Here's some stuff that happened in the past
Buck Henry begins the monologue from his very first appearance on Saturday Night Live by conceding that he is an unlikely and unusual host because he is not a movie star, stand-up comedian or a famous musician.
The relatively modest nature of Henry’s fame ended up working in the show’s favor. At forty-five, Henry was ancient by Saturday Night Live standards as well as egoless.
Henry brought to Saturday Night Live a complete lack of narcissism that made the show’s writers love him because he was up for anything and does not care if he looks foolish. They also appreciated that Henry was a writer with a writer’s dark, daring, conceptual sensibility.
The twice Oscar-nominated screenwriter of The Graduate, What’s Up, Doc?, Heaven Can Wait and To Die For unsurprisingly chose the kinds of oddball conceptual sketches that comedy writers and comedy obsessives adore and regular people grudgingly tolerate.
I’m specifically referring to “Citizen Kane 2”, a Michael O’ Donoghue-written parody in which a reporter learns that “Rosebud” was not Charles Foster Kane’s final words.
This leads to an investigation that reveals that after cryptically uttering “Rosebud” he then said, just as cryptically said “Henri.” Dan Aykroyd plays Charles Foster Kane in a black and white flashback to his days as the wildly unethical publisher of a morally dodgy tabloid.
How dodgy? Kane begins shooting random people unlucky enough to pass by his open window so that he can sell newspapers about a crazed sniper being on the loose.
The newspaperman who creates news specifically for the sake of then reporting on it is not unique to this sketch but it’s seldom been done as deftly or hilariously. This would be enough for most sketches but “Citizen Kane 2” has more on its mind.
The perfect combination of cerebral and silly, “Citizen Kane II” closes with the revelation that instead of pining for a poetic symbol of his lost youth Kane was instead trying to get a nurse to bring him a roast beef sandwich with mustard.
O’ Donoghue was a true comedy auteur. Citizen Kane II is one of his miniature masterpieces. He makes an indelible impression later in the show doing one of his signature bits, which involved impersonating what it might look and sound like if Mike Douglas had steel needles plunged into his eyes.
O’Donoghue then screams and wails and stumbles and falls as if in the most extreme pain imaginable. It’s a new school/old school gag that combines the brutal dark comedy of a celebrity “impression” that’s nothing but howls of agony with the perennially satisfying slapstick of a man falling down.
Chevy Chase’s initial appeal was that he was similarly a meta, post-modern kind of comedian who was forever winking at the audience to let them know he’s in on the joke and as well as a vaudevillian slapstick bumbler.
In “Operation: Stumblebum” Buck Henry plays Ron Nessen, Gerald Ford’s press secretary, as a sly operator with an unusual strategy for counteracting Ford’s image as a stumbling goofball who is forever falling all over himself, verbally and physically.
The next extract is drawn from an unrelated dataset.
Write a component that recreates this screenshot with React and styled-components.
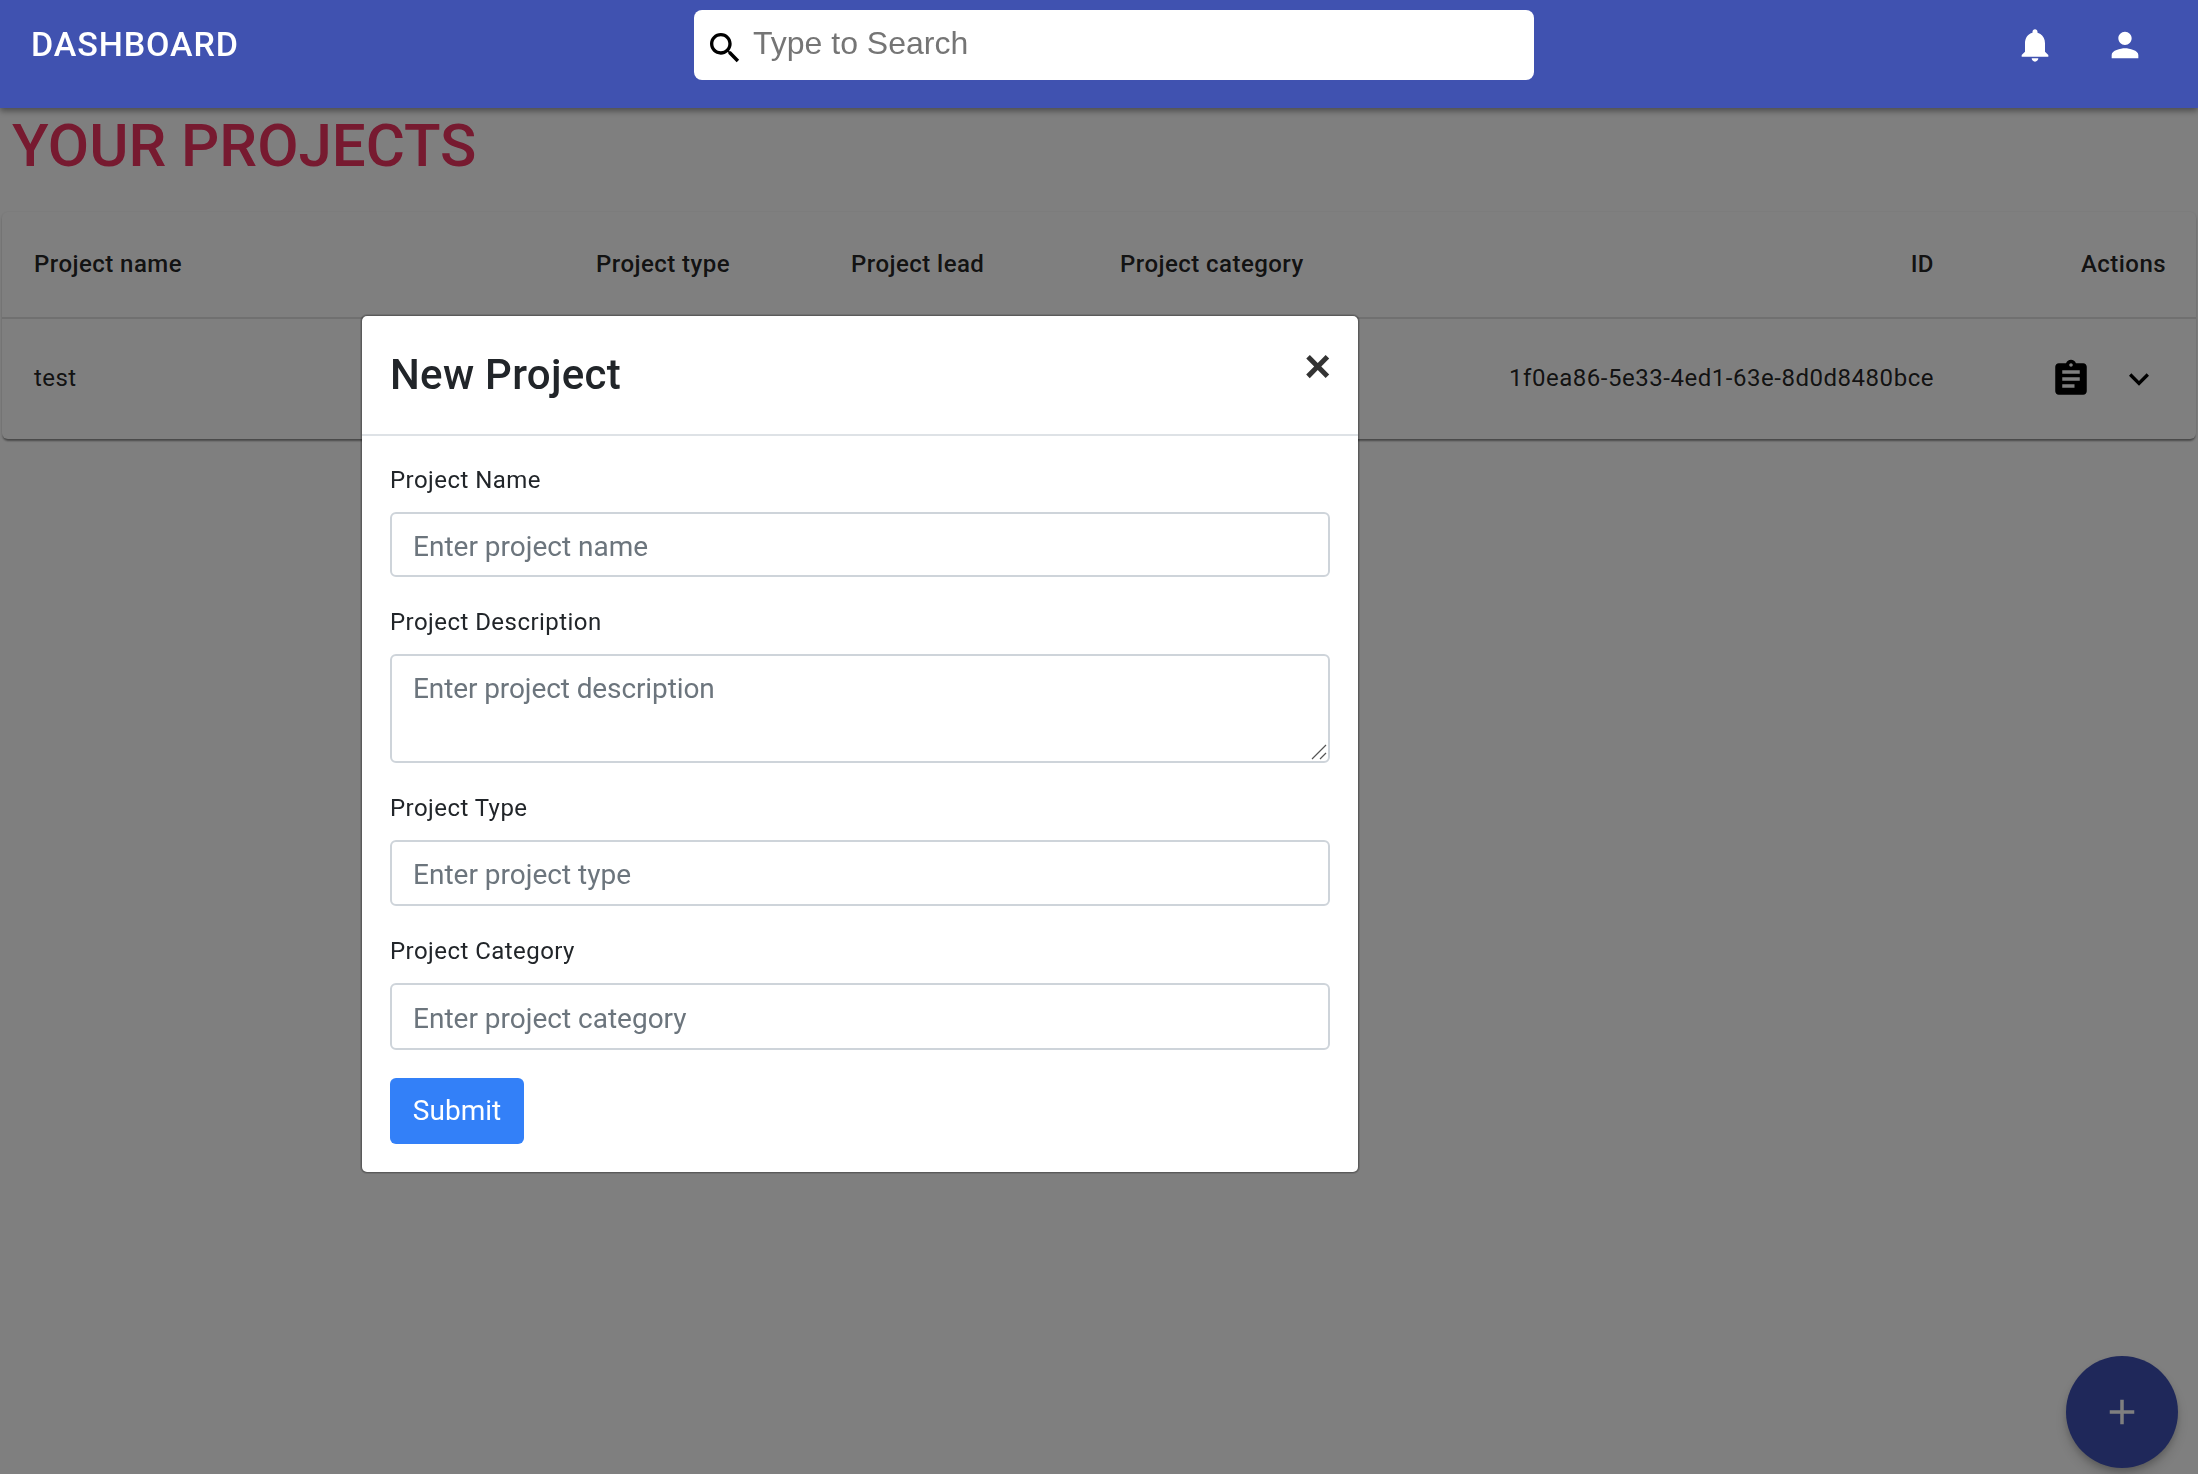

The idea is to make Ford seem like less of a fool by having his secret service agents and Nessen himself repeat anything the President does that’s clumsy or inept to make it seem more normal and less a sign of profound stupidity.
What follows is a symphony of slapstick as Chase, Henry and secret service agents played by Garrett Morris, Dan Aykroyd and John Belushi screw up in roughly identical ways.
Henry was hilarious in a wry, understated way. He’d host the show more than anyone else in its much mythologized first five years.
Ron Nessen himself would go on to host Saturday Night Live later in the season but that’s a tale for another time.
neat, eh? Man, I LOVE this silly newsletter.
The one thing I THOUGHT I remembered about this episode was a mishap in the "Samurai Deli" sketch in which John Belushi raises his katana over & behind his head, and the edge of the blade strikes Buck Henry on the cheek, just missing his eye. And then Chevy Chase worked that into Weekend Update minutes later, reporting that "Saturday Night host Buck Henry was nearly killed tonight while performing a comedy sketch with John Belushi," while a slo-mo replay of the event was shown.
The only problem is, I checked the episode transcript, and none of this is in there! Is it an omission in the transcript? Or did the mishap occur in a different episode? I would have sworn it happened to Buck Henry, but did it happen to someone else?!?
It’s nice to have another daily thing to look forward to along with Heathcliff and the crossword puzzle
Me had always heard that if a host was unwilling to do a sketch because it was too tasteless or too out there, writers would file it away and save it for Buck Henry, because he was game for everything.